* **Dataset excerpt**
^^^^

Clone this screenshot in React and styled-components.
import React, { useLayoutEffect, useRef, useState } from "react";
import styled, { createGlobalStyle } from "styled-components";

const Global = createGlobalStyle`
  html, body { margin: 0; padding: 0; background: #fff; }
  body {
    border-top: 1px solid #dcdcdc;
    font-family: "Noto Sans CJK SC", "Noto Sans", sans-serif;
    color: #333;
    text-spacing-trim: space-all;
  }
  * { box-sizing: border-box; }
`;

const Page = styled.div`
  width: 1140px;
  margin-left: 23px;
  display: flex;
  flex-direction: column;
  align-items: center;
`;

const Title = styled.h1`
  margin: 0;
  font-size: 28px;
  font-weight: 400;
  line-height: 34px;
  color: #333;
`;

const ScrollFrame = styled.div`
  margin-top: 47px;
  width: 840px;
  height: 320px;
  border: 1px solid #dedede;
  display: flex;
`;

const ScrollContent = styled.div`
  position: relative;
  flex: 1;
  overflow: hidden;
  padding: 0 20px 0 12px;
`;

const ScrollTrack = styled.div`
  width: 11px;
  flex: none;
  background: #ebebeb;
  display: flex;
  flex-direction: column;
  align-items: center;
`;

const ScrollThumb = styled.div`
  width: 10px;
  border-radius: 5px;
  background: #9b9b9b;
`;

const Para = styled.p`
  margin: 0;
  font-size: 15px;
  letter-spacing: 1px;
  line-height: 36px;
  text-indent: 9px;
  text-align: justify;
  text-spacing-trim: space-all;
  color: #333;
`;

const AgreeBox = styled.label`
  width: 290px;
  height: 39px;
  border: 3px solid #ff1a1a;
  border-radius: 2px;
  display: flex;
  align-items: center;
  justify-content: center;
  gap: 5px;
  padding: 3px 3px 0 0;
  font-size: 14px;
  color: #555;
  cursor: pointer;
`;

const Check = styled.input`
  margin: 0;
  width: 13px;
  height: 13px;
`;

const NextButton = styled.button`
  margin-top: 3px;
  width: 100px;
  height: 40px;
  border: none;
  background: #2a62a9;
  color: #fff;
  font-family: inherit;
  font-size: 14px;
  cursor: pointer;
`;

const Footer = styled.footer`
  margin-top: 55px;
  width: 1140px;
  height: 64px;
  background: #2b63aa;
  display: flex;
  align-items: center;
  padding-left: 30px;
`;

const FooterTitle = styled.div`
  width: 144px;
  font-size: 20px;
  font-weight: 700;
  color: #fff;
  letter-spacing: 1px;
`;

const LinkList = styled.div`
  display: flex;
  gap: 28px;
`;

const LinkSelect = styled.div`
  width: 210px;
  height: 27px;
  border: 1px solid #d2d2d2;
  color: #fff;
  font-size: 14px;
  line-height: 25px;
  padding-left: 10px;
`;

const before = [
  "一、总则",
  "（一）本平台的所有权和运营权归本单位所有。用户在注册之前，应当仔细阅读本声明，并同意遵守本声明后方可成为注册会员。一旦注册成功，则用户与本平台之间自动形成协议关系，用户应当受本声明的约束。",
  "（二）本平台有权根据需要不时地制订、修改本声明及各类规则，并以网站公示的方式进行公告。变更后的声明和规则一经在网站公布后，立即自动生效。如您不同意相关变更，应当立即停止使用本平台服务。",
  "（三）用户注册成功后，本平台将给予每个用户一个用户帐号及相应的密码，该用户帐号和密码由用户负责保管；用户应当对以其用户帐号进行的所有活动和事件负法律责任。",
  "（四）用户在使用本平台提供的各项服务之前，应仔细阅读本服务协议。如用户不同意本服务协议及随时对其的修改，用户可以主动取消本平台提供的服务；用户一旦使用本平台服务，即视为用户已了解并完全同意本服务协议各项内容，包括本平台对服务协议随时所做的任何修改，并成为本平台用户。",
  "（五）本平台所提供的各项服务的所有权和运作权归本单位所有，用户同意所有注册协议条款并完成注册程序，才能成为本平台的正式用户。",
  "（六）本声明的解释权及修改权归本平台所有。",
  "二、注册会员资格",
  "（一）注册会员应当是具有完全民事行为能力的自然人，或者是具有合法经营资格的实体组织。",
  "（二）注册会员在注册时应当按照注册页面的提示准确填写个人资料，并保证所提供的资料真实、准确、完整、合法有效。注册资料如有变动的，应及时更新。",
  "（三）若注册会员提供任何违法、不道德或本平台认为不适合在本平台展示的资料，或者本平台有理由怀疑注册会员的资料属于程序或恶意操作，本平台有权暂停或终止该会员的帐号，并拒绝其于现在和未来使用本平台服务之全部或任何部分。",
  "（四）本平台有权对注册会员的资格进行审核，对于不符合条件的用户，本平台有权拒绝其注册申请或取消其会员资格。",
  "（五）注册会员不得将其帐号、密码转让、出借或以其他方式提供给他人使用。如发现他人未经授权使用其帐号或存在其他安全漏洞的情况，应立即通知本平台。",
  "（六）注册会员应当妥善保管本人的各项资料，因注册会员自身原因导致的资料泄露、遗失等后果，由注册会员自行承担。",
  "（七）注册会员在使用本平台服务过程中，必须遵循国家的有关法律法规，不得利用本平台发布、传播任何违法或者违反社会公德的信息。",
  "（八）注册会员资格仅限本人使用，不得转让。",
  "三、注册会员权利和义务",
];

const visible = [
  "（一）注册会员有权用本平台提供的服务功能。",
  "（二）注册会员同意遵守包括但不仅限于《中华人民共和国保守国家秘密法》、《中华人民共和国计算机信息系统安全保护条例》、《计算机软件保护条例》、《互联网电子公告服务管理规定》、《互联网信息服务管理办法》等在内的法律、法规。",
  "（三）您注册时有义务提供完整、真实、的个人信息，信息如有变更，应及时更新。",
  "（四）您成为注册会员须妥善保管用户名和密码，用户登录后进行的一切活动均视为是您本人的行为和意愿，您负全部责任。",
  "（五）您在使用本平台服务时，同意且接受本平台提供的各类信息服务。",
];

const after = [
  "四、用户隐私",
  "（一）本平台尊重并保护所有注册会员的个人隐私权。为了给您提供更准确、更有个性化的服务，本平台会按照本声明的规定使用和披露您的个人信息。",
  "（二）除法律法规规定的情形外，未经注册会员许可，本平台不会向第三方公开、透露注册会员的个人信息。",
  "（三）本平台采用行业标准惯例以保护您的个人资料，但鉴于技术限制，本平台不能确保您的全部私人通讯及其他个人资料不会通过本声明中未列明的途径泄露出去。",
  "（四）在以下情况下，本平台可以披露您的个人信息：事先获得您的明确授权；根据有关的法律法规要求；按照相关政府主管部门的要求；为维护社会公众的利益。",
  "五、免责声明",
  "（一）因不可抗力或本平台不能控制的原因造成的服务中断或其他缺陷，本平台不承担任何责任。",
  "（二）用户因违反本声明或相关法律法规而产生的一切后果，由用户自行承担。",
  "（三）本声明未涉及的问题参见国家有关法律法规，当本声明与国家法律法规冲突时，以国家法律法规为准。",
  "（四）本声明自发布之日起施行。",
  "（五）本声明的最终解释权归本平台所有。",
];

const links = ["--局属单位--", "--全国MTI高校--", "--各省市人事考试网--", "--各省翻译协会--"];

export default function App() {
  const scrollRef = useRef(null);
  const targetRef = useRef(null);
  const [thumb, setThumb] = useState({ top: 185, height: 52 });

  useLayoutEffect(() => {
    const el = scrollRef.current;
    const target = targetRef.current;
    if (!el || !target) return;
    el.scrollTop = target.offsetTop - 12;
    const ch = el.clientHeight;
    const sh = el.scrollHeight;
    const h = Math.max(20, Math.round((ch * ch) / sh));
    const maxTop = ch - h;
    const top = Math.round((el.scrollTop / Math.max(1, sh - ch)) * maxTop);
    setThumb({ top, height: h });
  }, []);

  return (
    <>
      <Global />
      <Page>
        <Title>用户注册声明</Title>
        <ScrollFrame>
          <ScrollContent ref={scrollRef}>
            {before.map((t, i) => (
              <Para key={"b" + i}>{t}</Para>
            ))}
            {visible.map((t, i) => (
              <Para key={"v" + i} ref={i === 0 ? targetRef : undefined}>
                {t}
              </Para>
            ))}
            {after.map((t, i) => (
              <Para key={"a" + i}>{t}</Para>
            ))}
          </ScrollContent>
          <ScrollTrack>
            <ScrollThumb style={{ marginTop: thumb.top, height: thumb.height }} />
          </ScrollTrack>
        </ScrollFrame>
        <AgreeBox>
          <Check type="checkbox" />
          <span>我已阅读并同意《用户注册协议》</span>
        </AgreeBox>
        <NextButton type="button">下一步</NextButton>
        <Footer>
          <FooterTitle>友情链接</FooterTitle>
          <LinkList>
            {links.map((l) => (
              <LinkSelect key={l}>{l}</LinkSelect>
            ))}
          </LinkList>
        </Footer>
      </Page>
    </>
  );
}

^^^^

Look through the lines above and collect those with the word "components".

Clone this screenshot in React and styled-components.
import styled, { createGlobalStyle } from "styled-components";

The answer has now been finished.